** WRITTEN EXERCISE **
Find every line of the listing below where "this" appears, and copy it.

** DATA TO USE **
══════════
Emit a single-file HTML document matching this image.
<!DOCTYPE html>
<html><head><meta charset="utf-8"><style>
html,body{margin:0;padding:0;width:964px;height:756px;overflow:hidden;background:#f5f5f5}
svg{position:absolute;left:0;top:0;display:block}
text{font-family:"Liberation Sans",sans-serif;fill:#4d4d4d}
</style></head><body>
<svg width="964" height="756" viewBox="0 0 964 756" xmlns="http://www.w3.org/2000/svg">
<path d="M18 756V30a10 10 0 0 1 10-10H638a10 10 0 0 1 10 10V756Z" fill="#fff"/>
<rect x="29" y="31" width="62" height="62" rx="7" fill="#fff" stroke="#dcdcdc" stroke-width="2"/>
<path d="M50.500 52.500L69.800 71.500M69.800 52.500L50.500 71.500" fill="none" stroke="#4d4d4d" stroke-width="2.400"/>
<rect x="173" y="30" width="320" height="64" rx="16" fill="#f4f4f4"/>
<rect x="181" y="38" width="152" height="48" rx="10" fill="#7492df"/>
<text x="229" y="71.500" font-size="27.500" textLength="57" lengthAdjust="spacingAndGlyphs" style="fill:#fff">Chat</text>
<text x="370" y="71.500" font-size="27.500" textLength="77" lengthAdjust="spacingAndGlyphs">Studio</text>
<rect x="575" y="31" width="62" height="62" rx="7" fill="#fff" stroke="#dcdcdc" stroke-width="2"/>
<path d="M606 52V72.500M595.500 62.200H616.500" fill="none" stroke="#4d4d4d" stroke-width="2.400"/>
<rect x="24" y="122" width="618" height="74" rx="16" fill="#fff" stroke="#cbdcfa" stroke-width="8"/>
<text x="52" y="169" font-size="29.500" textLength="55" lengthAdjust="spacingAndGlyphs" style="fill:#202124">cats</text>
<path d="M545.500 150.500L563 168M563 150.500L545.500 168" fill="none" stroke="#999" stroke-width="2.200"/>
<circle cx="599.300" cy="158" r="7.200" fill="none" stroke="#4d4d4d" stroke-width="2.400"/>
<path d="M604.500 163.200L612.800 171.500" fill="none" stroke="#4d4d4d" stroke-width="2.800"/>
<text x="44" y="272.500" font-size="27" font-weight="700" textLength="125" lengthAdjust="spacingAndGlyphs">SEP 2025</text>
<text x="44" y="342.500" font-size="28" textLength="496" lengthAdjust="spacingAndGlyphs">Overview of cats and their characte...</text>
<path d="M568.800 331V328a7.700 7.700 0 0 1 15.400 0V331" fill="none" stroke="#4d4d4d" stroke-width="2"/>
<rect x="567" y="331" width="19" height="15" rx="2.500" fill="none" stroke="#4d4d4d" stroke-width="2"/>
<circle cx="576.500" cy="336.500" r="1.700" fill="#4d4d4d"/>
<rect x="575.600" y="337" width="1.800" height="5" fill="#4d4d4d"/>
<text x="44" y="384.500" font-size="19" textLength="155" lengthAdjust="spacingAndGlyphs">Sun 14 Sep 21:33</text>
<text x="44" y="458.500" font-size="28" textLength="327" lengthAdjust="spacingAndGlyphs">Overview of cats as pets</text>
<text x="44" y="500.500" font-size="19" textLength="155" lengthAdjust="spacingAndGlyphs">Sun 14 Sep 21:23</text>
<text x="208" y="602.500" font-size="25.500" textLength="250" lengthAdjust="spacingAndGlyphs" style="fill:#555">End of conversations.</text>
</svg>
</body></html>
══════════
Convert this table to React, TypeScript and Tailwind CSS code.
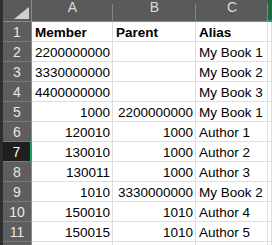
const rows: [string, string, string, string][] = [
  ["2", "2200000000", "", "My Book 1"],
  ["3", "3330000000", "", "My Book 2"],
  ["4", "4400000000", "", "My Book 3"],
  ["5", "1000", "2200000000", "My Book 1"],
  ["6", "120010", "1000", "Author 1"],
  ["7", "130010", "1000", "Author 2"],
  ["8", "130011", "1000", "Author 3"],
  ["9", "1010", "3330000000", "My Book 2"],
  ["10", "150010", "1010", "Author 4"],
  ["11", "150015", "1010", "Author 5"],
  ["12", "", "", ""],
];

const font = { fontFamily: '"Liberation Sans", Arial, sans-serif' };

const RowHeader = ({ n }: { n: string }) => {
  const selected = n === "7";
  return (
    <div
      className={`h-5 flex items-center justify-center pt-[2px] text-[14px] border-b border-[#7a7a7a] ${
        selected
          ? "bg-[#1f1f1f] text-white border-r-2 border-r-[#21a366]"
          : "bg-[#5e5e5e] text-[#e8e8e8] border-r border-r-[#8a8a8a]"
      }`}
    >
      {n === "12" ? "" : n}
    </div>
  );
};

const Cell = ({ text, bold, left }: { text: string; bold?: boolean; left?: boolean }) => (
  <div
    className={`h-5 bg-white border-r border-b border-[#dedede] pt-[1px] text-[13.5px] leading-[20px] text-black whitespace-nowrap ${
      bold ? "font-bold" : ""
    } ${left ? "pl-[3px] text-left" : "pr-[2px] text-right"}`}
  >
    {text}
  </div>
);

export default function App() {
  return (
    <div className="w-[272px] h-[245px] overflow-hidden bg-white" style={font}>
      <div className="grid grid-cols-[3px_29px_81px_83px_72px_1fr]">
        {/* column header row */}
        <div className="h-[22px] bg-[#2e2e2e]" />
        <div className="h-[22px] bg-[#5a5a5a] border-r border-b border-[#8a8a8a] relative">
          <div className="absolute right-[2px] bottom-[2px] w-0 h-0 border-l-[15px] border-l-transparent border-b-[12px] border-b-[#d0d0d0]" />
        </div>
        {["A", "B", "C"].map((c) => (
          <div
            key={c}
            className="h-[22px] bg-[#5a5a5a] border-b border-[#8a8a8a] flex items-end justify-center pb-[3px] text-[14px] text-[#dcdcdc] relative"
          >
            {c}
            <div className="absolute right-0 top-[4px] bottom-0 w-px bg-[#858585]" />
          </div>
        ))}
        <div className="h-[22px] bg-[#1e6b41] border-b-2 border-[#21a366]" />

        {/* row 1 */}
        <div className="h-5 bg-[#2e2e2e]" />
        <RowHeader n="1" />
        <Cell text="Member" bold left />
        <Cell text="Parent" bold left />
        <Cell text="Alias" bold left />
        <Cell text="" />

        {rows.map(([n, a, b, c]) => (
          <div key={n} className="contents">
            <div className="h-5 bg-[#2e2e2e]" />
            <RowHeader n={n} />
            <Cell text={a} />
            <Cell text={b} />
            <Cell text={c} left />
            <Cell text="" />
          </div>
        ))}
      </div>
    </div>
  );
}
══════════
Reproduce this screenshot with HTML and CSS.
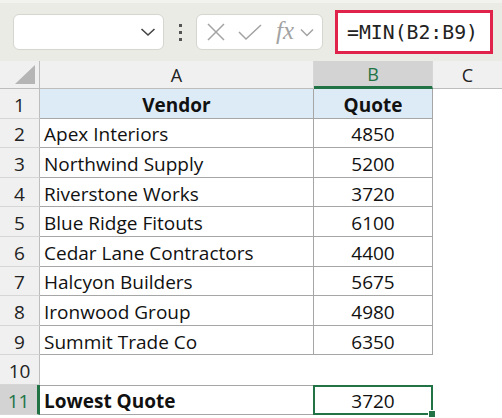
══════════
** RESPONSE **
Emit a single-file HTML document matching this image.
Convert this table to React, TypeScript and Tailwind CSS code.
Reproduce this screenshot with HTML and CSS.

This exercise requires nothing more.